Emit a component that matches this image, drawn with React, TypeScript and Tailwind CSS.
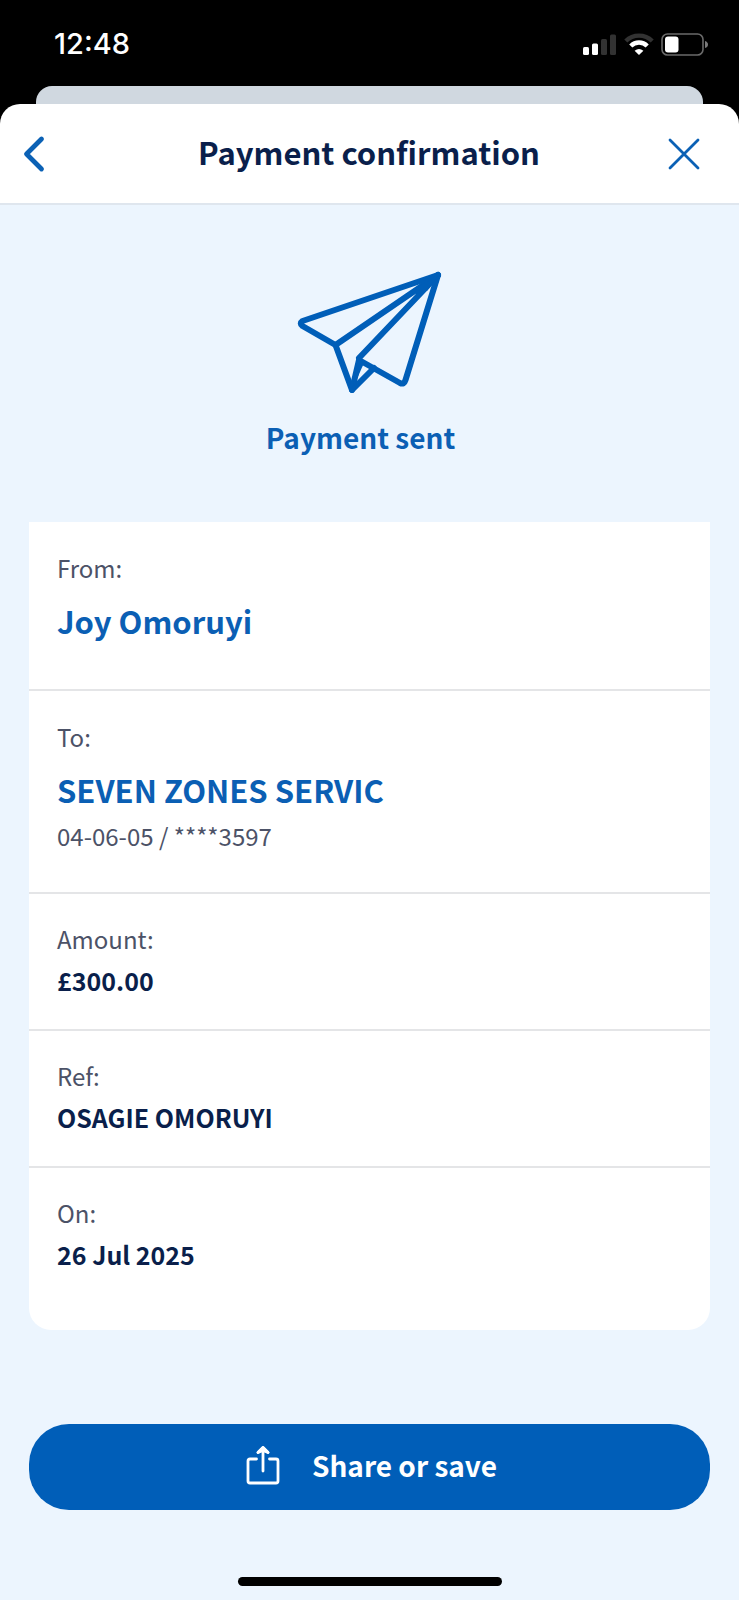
type Row = {
  label: string;
  value: string;
  detail?: string;
  kind: "party" | "plain";
};

const rows: Row[] = [
  { label: "From:", value: "Joy Omoruyi", kind: "party" },
  { label: "To:", value: "SEVEN ZONES SERVIC", detail: "04-06-05 / ****3597", kind: "party" },
  { label: "Amount:", value: "£300.00", kind: "plain" },
  { label: "Ref:", value: "OSAGIE OMORUYI", kind: "plain" },
  { label: "On:", value: "26 Jul 2025", kind: "plain" },
];

function StatusBar() {
  return (
    <div className="flex h-[86px] items-center justify-between pt-[2px] pr-[30px] pl-[54px] text-white">
      <time className="font-['Inter','Liberation_Sans',sans-serif] text-[29px] leading-8 font-medium">
        12:48
      </time>
      <svg width="128" height="24" viewBox="0 0 128 24" role="img" aria-label="Signal, Wi-Fi and battery">
        <rect x="2" y="15" width="6" height="8" rx="1.5" fill="#fff" />
        <rect x="11" y="11.5" width="6" height="11.5" rx="1.5" fill="#fff" />
        <rect x="20" y="7" width="6" height="16" rx="1.5" fill="#323232" />
        <rect x="29" y="2.5" width="6" height="20.5" rx="1.5" fill="#323232" />
        <path d="M44.8 9 A19 19 0 0 1 71.2 9" fill="none" stroke="#323232" strokeWidth="4.4" />
        <path d="M49.8 14 A11.5 11.5 0 0 1 66.2 14" fill="none" stroke="#fff" strokeWidth="4.4" />
        <path d="M58 23 L53.6 18.8 Q58 15.4 62.4 18.8 Z" fill="#fff" />
        <rect x="81" y="2" width="41" height="21" rx="5.5" fill="none" stroke="#6a6a6a" strokeWidth="1.6" />
        <rect x="84" y="4.5" width="13.5" height="16" rx="3" fill="#fff" />
        <path d="M124 9 Q127 10 127 12.5 Q127 15 124 16 Z" fill="#7a7a7a" />
      </svg>
    </div>
  );
}

function Header() {
  return (
    <header className="grid h-[101px] grid-cols-[1fr_auto_1fr] items-center rounded-t-[20px] border-b-2 border-[#dfe6ee] bg-white pr-[37px] pl-5">
      <button type="button" aria-label="Back" className="flex size-7 items-center justify-center">
        <svg width="28" height="40" viewBox="0 0 28 40" className="shrink-0" fill="none" stroke="#0b61b5" strokeWidth="4.8" strokeLinecap="round" strokeLinejoin="round">
          <path d="M21.5 5 L6.5 20 L21.5 35" />
        </svg>
      </button>
      <h1 className="pb-1 pl-4 text-[31px] leading-12 font-bold text-[#0a1f4b]">Payment confirmation</h1>
      <button type="button" aria-label="Close" className="flex size-9 items-center justify-center justify-self-end">
        <svg width="36" height="36" viewBox="0 0 36 36" fill="none" stroke="#0b61b5" strokeWidth="2.8" strokeLinecap="round">
          <path d="M4 4 L32 32 M32 4 L4 32" />
        </svg>
      </button>
    </header>
  );
}

function PaperPlane() {
  return (
    <svg width="146" height="124" viewBox="0 0 146 124" aria-hidden="true" fill="none" stroke="#005eb8" strokeWidth="6" strokeLinejoin="round" strokeLinecap="round">
      <path d="M141 4 L5.5 50 Q2 52.5 5.5 55 L38.5 74 L55 119 L77 97" />
      <path d="M141 4 L108.5 109 Q107 114 103 112 L62 89 L55 119" />
      <path d="M141 4 L38.5 74 M141 4 L62 87" />
      <path d="M141 4 L118 18 L130 20 Z" fill="#005eb8" stroke="none" />
      <path d="M61 88 L55 119 L67 92 Z" fill="#005eb8" stroke="none" />
    </svg>
  );
}

function DetailRow({ row }: { row: Row }) {
  const party = row.kind === "party";
  return (
    <div
      className={
        party
          ? "border-b-2 border-[#e4e5e7] px-7 pt-7 pb-[38px] text-[24px] leading-9 first:pb-[44px]"
          : "border-b-2 border-[#e4e5e7] px-7 pt-[27px] pb-[31px] text-[24px] leading-9 last:border-b-0 last:pb-[58px]"
      }
    >
      <dt className="text-[#4c5267]">{row.label}</dt>
      <dd
        className={
          party
            ? "mt-[11px] text-[31px] leading-12 font-bold text-[#0b5fb4]"
            : "mt-[5px] text-[25px] font-bold text-[#0a1f4b]"
        }
      >
        {row.value}
      </dd>
      {row.detail && <dd className="mt-1 text-[#4c5267]">{row.detail}</dd>}
    </div>
  );
}

export default function App() {
  return (
    <div className="flex min-h-screen flex-col bg-black font-['Noto_Sans_CJK_SC',sans-serif]">
      <StatusBar />
      <div className="mx-9 h-[18px] rounded-t-[16px] bg-[#d0d8e0]" />
      <div className="flex grow flex-col">
        <Header />
        <main className="flex grow flex-col bg-[#ecf5fe] px-[29px] pt-[66px]">
          <div className="flex flex-col items-center">
            <PaperPlane />
            <p className="mt-[22px] mr-[18px] text-[28px] leading-10 font-bold text-[#0b5fb4]">Payment sent</p>
          </div>
          <dl className="mt-[65px] rounded-b-[22px] bg-white">
            {rows.map((row) => (
              <DetailRow key={row.label} row={row} />
            ))}
          </dl>
          <button
            type="button"
            className="mt-[94px] flex h-[86px] shrink-0 items-center justify-center gap-8 rounded-[40px] bg-[#005eb8] pb-1 pl-1 text-white"
          >
            <svg width="34" height="40" viewBox="0 0 34 40" aria-hidden="true" fill="none" stroke="#fff" strokeWidth="2.8" strokeLinecap="round" strokeLinejoin="round">
              <path d="M10.5 14 H4 Q2 14 2 16 V36 Q2 38 4 38 H30 Q32 38 32 36 V16 Q32 14 30 14 H23.5" />
              <path d="M17 26 V3 M12 7.5 L17 2.5 L22 7.5" />
              <path d="M12 7.5 L17 2.5 L22 7.5 L17 5.5 Z" fill="#fff" />
            </svg>
            <span className="text-[28px] leading-10 font-bold">Share or save</span>
          </button>
          <div className="mt-auto mb-[14px] h-[9px] w-[264px] self-center rounded-full bg-black" />
        </main>
      </div>
    </div>
  );
}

SHORT TASK :: Copy the listing word for word, excluding its pictures.

WRITTEN SOLUTION ::
Emit a component that matches this image, drawn with React, TypeScript and Tailwind CSS.
type Row = {
  label: string;
  value: string;
  detail?: string;
  kind: "party" | "plain";
};

const rows: Row[] = [
  { label: "From:", value: "Joy Omoruyi", kind: "party" },
  { label: "To:", value: "SEVEN ZONES SERVIC", detail: "04-06-05 / ****3597", kind: "party" },
  { label: "Amount:", value: "£300.00", kind: "plain" },
  { label: "Ref:", value: "OSAGIE OMORUYI", kind: "plain" },
  { label: "On:", value: "26 Jul 2025", kind: "plain" },
];

function StatusBar() {
  return (
    <div className="flex h-[86px] items-center justify-between pt-[2px] pr-[30px] pl-[54px] text-white">
      <time className="font-['Inter','Liberation_Sans',sans-serif] text-[29px] leading-8 font-medium">
        12:48
      </time>
      <svg width="128" height="24" viewBox="0 0 128 24" role="img" aria-label="Signal, Wi-Fi and battery">
        <rect x="2" y="15" width="6" height="8" rx="1.5" fill="#fff" />
        <rect x="11" y="11.5" width="6" height="11.5" rx="1.5" fill="#fff" />
        <rect x="20" y="7" width="6" height="16" rx="1.5" fill="#323232" />
        <rect x="29" y="2.5" width="6" height="20.5" rx="1.5" fill="#323232" />
        <path d="M44.8 9 A19 19 0 0 1 71.2 9" fill="none" stroke="#323232" strokeWidth="4.4" />
        <path d="M49.8 14 A11.5 11.5 0 0 1 66.2 14" fill="none" stroke="#fff" strokeWidth="4.4" />
        <path d="M58 23 L53.6 18.8 Q58 15.4 62.4 18.8 Z" fill="#fff" />
        <rect x="81" y="2" width="41" height="21" rx="5.5" fill="none" stroke="#6a6a6a" strokeWidth="1.6" />
        <rect x="84" y="4.5" width="13.5" height="16" rx="3" fill="#fff" />
        <path d="M124 9 Q127 10 127 12.5 Q127 15 124 16 Z" fill="#7a7a7a" />
      </svg>
    </div>
  );
}

function Header() {
  return (
    <header className="grid h-[101px] grid-cols-[1fr_auto_1fr] items-center rounded-t-[20px] border-b-2 border-[#dfe6ee] bg-white pr-[37px] pl-5">
      <button type="button" aria-label="Back" className="flex size-7 items-center justify-center">
        <svg width="28" height="40" viewBox="0 0 28 40" className="shrink-0" fill="none" stroke="#0b61b5" strokeWidth="4.8" strokeLinecap="round" strokeLinejoin="round">
          <path d="M21.5 5 L6.5 20 L21.5 35" />
        </svg>
      </button>
      <h1 className="pb-1 pl-4 text-[31px] leading-12 font-bold text-[#0a1f4b]">Payment confirmation</h1>
      <button type="button" aria-label="Close" className="flex size-9 items-center justify-center justify-self-end">
        <svg width="36" height="36" viewBox="0 0 36 36" fill="none" stroke="#0b61b5" strokeWidth="2.8" strokeLinecap="round">
          <path d="M4 4 L32 32 M32 4 L4 32" />
        </svg>
      </button>
    </header>
  );
}

function PaperPlane() {
  return (
    <svg width="146" height="124" viewBox="0 0 146 124" aria-hidden="true" fill="none" stroke="#005eb8" strokeWidth="6" strokeLinejoin="round" strokeLinecap="round">
      <path d="M141 4 L5.5 50 Q2 52.5 5.5 55 L38.5 74 L55 119 L77 97" />
      <path d="M141 4 L108.5 109 Q107 114 103 112 L62 89 L55 119" />
      <path d="M141 4 L38.5 74 M141 4 L62 87" />
      <path d="M141 4 L118 18 L130 20 Z" fill="#005eb8" stroke="none" />
      <path d="M61 88 L55 119 L67 92 Z" fill="#005eb8" stroke="none" />
    </svg>
  );
}

function DetailRow({ row }: { row: Row }) {
  const party = row.kind === "party";
  return (
    <div
      className={
        party
          ? "border-b-2 border-[#e4e5e7] px-7 pt-7 pb-[38px] text-[24px] leading-9 first:pb-[44px]"
          : "border-b-2 border-[#e4e5e7] px-7 pt-[27px] pb-[31px] text-[24px] leading-9 last:border-b-0 last:pb-[58px]"
      }
    >
      <dt className="text-[#4c5267]">{row.label}</dt>
      <dd
        className={
          party
            ? "mt-[11px] text-[31px] leading-12 font-bold text-[#0b5fb4]"
            : "mt-[5px] text-[25px] font-bold text-[#0a1f4b]"
        }
      >
        {row.value}
      </dd>
      {row.detail && <dd className="mt-1 text-[#4c5267]">{row.detail}</dd>}
    </div>
  );
}

export default function App() {
  return (
    <div className="flex min-h-screen flex-col bg-black font-['Noto_Sans_CJK_SC',sans-serif]">
      <StatusBar />
      <div className="mx-9 h-[18px] rounded-t-[16px] bg-[#d0d8e0]" />
      <div className="flex grow flex-col">
        <Header />
        <main className="flex grow flex-col bg-[#ecf5fe] px-[29px] pt-[66px]">
          <div className="flex flex-col items-center">
            <PaperPlane />
            <p className="mt-[22px] mr-[18px] text-[28px] leading-10 font-bold text-[#0b5fb4]">Payment sent</p>
          </div>
          <dl className="mt-[65px] rounded-b-[22px] bg-white">
            {rows.map((row) => (
              <DetailRow key={row.label} row={row} />
            ))}
          </dl>
          <button
            type="button"
            className="mt-[94px] flex h-[86px] shrink-0 items-center justify-center gap-8 rounded-[40px] bg-[#005eb8] pb-1 pl-1 text-white"
          >
            <svg width="34" height="40" viewBox="0 0 34 40" aria-hidden="true" fill="none" stroke="#fff" strokeWidth="2.8" strokeLinecap="round" strokeLinejoin="round">
              <path d="M10.5 14 H4 Q2 14 2 16 V36 Q2 38 4 38 H30 Q32 38 32 36 V16 Q32 14 30 14 H23.5" />
              <path d="M17 26 V3 M12 7.5 L17 2.5 L22 7.5" />
              <path d="M12 7.5 L17 2.5 L22 7.5 L17 5.5 Z" fill="#fff" />
            </svg>
            <span className="text-[28px] leading-10 font-bold">Share or save</span>
          </button>
          <div className="mt-auto mb-[14px] h-[9px] w-[264px] self-center rounded-full bg-black" />
        </main>
      </div>
    </div>
  );
}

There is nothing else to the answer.